**What the task asks**
Omit every picture and return the rest of the data unaltered.

--------------------------------------------------

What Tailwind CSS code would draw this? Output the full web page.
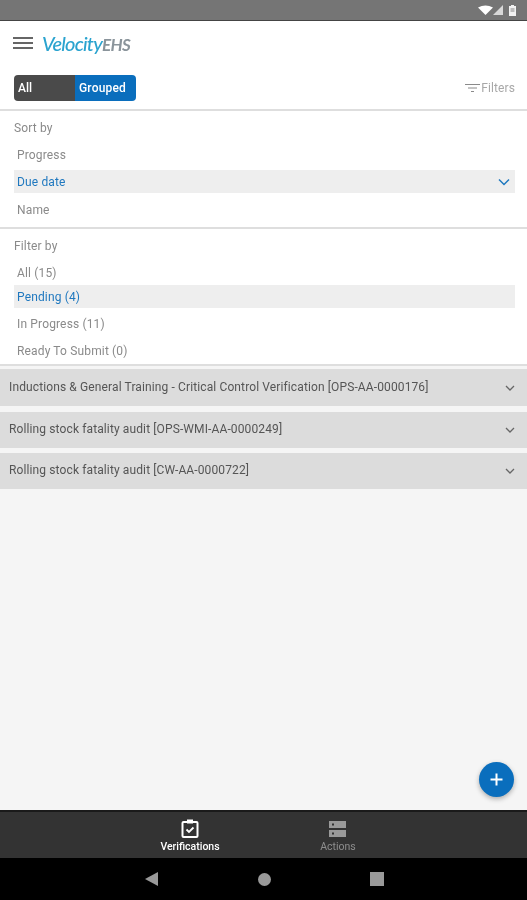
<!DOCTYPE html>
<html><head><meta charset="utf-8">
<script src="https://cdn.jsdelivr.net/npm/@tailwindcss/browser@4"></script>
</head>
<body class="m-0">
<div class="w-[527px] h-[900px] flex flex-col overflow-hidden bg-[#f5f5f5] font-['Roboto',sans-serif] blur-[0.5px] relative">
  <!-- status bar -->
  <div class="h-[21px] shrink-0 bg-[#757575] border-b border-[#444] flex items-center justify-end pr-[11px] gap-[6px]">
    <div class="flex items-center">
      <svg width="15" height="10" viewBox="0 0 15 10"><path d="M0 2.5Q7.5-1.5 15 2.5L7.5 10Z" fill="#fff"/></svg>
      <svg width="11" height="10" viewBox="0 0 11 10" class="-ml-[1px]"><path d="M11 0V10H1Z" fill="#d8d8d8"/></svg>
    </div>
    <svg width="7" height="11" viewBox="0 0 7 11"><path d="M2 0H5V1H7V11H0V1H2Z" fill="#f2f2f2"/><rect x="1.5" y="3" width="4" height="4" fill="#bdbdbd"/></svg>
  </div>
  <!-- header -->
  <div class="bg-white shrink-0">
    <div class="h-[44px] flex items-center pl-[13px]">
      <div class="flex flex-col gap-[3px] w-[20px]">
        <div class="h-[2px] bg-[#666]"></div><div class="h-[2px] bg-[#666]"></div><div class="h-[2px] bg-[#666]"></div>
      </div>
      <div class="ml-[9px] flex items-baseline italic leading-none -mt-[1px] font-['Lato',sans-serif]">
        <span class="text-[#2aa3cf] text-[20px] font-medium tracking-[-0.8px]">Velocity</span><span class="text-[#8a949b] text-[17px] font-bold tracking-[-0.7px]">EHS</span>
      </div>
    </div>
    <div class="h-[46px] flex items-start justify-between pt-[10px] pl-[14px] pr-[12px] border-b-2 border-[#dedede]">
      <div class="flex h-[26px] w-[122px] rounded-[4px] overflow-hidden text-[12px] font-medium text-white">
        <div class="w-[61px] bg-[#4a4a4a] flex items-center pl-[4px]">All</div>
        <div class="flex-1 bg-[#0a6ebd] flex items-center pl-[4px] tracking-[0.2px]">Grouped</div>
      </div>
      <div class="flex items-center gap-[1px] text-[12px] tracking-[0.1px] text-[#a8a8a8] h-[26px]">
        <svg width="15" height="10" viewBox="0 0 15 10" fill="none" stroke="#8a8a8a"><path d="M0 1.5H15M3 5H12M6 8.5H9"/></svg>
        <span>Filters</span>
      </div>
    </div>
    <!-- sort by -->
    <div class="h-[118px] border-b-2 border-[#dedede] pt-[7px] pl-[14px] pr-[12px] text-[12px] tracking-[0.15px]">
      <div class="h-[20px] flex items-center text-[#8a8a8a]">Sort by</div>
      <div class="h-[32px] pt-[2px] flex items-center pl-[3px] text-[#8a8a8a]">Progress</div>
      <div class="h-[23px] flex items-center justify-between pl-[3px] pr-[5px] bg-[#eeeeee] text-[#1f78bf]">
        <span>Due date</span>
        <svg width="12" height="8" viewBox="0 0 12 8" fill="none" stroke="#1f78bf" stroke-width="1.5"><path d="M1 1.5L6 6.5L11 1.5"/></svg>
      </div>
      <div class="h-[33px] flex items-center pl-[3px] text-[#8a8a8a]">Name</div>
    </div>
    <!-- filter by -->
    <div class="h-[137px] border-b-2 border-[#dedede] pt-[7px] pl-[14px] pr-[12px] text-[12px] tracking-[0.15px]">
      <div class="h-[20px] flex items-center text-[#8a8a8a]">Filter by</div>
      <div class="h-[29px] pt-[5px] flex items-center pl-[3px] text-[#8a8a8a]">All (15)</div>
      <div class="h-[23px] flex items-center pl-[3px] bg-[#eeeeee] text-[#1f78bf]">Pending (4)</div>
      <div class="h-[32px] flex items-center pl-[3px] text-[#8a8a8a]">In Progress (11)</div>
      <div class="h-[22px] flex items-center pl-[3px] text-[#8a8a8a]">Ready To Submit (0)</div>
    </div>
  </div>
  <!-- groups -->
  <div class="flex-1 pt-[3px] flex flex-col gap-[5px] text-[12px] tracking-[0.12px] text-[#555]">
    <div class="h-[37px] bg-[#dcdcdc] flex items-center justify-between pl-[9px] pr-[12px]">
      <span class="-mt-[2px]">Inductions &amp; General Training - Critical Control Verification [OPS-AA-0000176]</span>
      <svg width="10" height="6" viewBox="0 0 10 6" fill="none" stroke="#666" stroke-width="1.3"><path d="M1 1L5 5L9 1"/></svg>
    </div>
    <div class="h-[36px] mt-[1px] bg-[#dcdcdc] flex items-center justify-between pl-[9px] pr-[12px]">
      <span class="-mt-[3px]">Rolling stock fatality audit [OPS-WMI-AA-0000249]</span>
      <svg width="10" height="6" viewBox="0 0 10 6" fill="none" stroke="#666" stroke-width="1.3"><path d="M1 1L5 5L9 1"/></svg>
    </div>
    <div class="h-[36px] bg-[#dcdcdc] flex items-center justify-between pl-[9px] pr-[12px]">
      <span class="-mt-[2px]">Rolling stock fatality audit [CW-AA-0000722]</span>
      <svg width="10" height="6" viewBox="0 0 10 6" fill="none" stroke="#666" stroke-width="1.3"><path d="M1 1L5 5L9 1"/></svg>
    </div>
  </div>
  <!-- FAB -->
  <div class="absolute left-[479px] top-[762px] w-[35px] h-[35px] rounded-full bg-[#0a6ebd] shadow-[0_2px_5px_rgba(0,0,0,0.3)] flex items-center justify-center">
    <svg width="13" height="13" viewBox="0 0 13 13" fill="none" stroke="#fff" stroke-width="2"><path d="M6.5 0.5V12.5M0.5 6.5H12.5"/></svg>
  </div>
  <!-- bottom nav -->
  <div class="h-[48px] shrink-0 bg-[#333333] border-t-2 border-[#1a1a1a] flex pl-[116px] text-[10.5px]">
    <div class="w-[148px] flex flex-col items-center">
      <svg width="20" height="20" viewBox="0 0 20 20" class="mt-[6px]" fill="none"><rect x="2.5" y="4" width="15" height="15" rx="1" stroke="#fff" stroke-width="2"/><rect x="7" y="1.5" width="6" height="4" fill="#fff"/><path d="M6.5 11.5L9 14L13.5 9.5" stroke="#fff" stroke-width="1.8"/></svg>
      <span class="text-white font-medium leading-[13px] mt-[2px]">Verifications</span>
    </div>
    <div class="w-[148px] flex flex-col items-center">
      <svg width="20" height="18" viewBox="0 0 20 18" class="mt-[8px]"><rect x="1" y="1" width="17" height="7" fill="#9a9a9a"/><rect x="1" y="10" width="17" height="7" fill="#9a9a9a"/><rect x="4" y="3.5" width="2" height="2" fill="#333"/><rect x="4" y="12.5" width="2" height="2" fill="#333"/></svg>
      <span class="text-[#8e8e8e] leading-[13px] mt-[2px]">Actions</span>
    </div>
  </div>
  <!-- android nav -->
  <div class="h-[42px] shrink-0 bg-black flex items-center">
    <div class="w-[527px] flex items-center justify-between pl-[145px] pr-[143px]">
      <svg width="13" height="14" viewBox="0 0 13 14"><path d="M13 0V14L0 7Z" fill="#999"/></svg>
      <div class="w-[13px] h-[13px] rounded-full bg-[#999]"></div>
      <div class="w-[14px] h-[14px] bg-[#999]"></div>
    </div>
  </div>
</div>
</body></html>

--------------------------------------------------

**Full answer**
What Tailwind CSS code would draw this? Output the full web page.
<!DOCTYPE html>
<html><head><meta charset="utf-8">
<script src="https://cdn.jsdelivr.net/npm/@tailwindcss/browser@4"></script>
</head>
<body class="m-0">
<div class="w-[527px] h-[900px] flex flex-col overflow-hidden bg-[#f5f5f5] font-['Roboto',sans-serif] blur-[0.5px] relative">
  <!-- status bar -->
  <div class="h-[21px] shrink-0 bg-[#757575] border-b border-[#444] flex items-center justify-end pr-[11px] gap-[6px]">
    <div class="flex items-center">
      <svg width="15" height="10" viewBox="0 0 15 10"><path d="M0 2.5Q7.5-1.5 15 2.5L7.5 10Z" fill="#fff"/></svg>
      <svg width="11" height="10" viewBox="0 0 11 10" class="-ml-[1px]"><path d="M11 0V10H1Z" fill="#d8d8d8"/></svg>
    </div>
    <svg width="7" height="11" viewBox="0 0 7 11"><path d="M2 0H5V1H7V11H0V1H2Z" fill="#f2f2f2"/><rect x="1.5" y="3" width="4" height="4" fill="#bdbdbd"/></svg>
  </div>
  <!-- header -->
  <div class="bg-white shrink-0">
    <div class="h-[44px] flex items-center pl-[13px]">
      <div class="flex flex-col gap-[3px] w-[20px]">
        <div class="h-[2px] bg-[#666]"></div><div class="h-[2px] bg-[#666]"></div><div class="h-[2px] bg-[#666]"></div>
      </div>
      <div class="ml-[9px] flex items-baseline italic leading-none -mt-[1px] font-['Lato',sans-serif]">
        <span class="text-[#2aa3cf] text-[20px] font-medium tracking-[-0.8px]">Velocity</span><span class="text-[#8a949b] text-[17px] font-bold tracking-[-0.7px]">EHS</span>
      </div>
    </div>
    <div class="h-[46px] flex items-start justify-between pt-[10px] pl-[14px] pr-[12px] border-b-2 border-[#dedede]">
      <div class="flex h-[26px] w-[122px] rounded-[4px] overflow-hidden text-[12px] font-medium text-white">
        <div class="w-[61px] bg-[#4a4a4a] flex items-center pl-[4px]">All</div>
        <div class="flex-1 bg-[#0a6ebd] flex items-center pl-[4px] tracking-[0.2px]">Grouped</div>
      </div>
      <div class="flex items-center gap-[1px] text-[12px] tracking-[0.1px] text-[#a8a8a8] h-[26px]">
        <svg width="15" height="10" viewBox="0 0 15 10" fill="none" stroke="#8a8a8a"><path d="M0 1.5H15M3 5H12M6 8.5H9"/></svg>
        <span>Filters</span>
      </div>
    </div>
    <!-- sort by -->
    <div class="h-[118px] border-b-2 border-[#dedede] pt-[7px] pl-[14px] pr-[12px] text-[12px] tracking-[0.15px]">
      <div class="h-[20px] flex items-center text-[#8a8a8a]">Sort by</div>
      <div class="h-[32px] pt-[2px] flex items-center pl-[3px] text-[#8a8a8a]">Progress</div>
      <div class="h-[23px] flex items-center justify-between pl-[3px] pr-[5px] bg-[#eeeeee] text-[#1f78bf]">
        <span>Due date</span>
        <svg width="12" height="8" viewBox="0 0 12 8" fill="none" stroke="#1f78bf" stroke-width="1.5"><path d="M1 1.5L6 6.5L11 1.5"/></svg>
      </div>
      <div class="h-[33px] flex items-center pl-[3px] text-[#8a8a8a]">Name</div>
    </div>
    <!-- filter by -->
    <div class="h-[137px] border-b-2 border-[#dedede] pt-[7px] pl-[14px] pr-[12px] text-[12px] tracking-[0.15px]">
      <div class="h-[20px] flex items-center text-[#8a8a8a]">Filter by</div>
      <div class="h-[29px] pt-[5px] flex items-center pl-[3px] text-[#8a8a8a]">All (15)</div>
      <div class="h-[23px] flex items-center pl-[3px] bg-[#eeeeee] text-[#1f78bf]">Pending (4)</div>
      <div class="h-[32px] flex items-center pl-[3px] text-[#8a8a8a]">In Progress (11)</div>
      <div class="h-[22px] flex items-center pl-[3px] text-[#8a8a8a]">Ready To Submit (0)</div>
    </div>
  </div>
  <!-- groups -->
  <div class="flex-1 pt-[3px] flex flex-col gap-[5px] text-[12px] tracking-[0.12px] text-[#555]">
    <div class="h-[37px] bg-[#dcdcdc] flex items-center justify-between pl-[9px] pr-[12px]">
      <span class="-mt-[2px]">Inductions &amp; General Training - Critical Control Verification [OPS-AA-0000176]</span>
      <svg width="10" height="6" viewBox="0 0 10 6" fill="none" stroke="#666" stroke-width="1.3"><path d="M1 1L5 5L9 1"/></svg>
    </div>
    <div class="h-[36px] mt-[1px] bg-[#dcdcdc] flex items-center justify-between pl-[9px] pr-[12px]">
      <span class="-mt-[3px]">Rolling stock fatality audit [OPS-WMI-AA-0000249]</span>
      <svg width="10" height="6" viewBox="0 0 10 6" fill="none" stroke="#666" stroke-width="1.3"><path d="M1 1L5 5L9 1"/></svg>
    </div>
    <div class="h-[36px] bg-[#dcdcdc] flex items-center justify-between pl-[9px] pr-[12px]">
      <span class="-mt-[2px]">Rolling stock fatality audit [CW-AA-0000722]</span>
      <svg width="10" height="6" viewBox="0 0 10 6" fill="none" stroke="#666" stroke-width="1.3"><path d="M1 1L5 5L9 1"/></svg>
    </div>
  </div>
  <!-- FAB -->
  <div class="absolute left-[479px] top-[762px] w-[35px] h-[35px] rounded-full bg-[#0a6ebd] shadow-[0_2px_5px_rgba(0,0,0,0.3)] flex items-center justify-center">
    <svg width="13" height="13" viewBox="0 0 13 13" fill="none" stroke="#fff" stroke-width="2"><path d="M6.5 0.5V12.5M0.5 6.5H12.5"/></svg>
  </div>
  <!-- bottom nav -->
  <div class="h-[48px] shrink-0 bg-[#333333] border-t-2 border-[#1a1a1a] flex pl-[116px] text-[10.5px]">
    <div class="w-[148px] flex flex-col items-center">
      <svg width="20" height="20" viewBox="0 0 20 20" class="mt-[6px]" fill="none"><rect x="2.5" y="4" width="15" height="15" rx="1" stroke="#fff" stroke-width="2"/><rect x="7" y="1.5" width="6" height="4" fill="#fff"/><path d="M6.5 11.5L9 14L13.5 9.5" stroke="#fff" stroke-width="1.8"/></svg>
      <span class="text-white font-medium leading-[13px] mt-[2px]">Verifications</span>
    </div>
    <div class="w-[148px] flex flex-col items-center">
      <svg width="20" height="18" viewBox="0 0 20 18" class="mt-[8px]"><rect x="1" y="1" width="17" height="7" fill="#9a9a9a"/><rect x="1" y="10" width="17" height="7" fill="#9a9a9a"/><rect x="4" y="3.5" width="2" height="2" fill="#333"/><rect x="4" y="12.5" width="2" height="2" fill="#333"/></svg>
      <span class="text-[#8e8e8e] leading-[13px] mt-[2px]">Actions</span>
    </div>
  </div>
  <!-- android nav -->
  <div class="h-[42px] shrink-0 bg-black flex items-center">
    <div class="w-[527px] flex items-center justify-between pl-[145px] pr-[143px]">
      <svg width="13" height="14" viewBox="0 0 13 14"><path d="M13 0V14L0 7Z" fill="#999"/></svg>
      <div class="w-[13px] h-[13px] rounded-full bg-[#999]"></div>
      <div class="w-[14px] h-[14px] bg-[#999]"></div>
    </div>
  </div>
</div>
</body></html>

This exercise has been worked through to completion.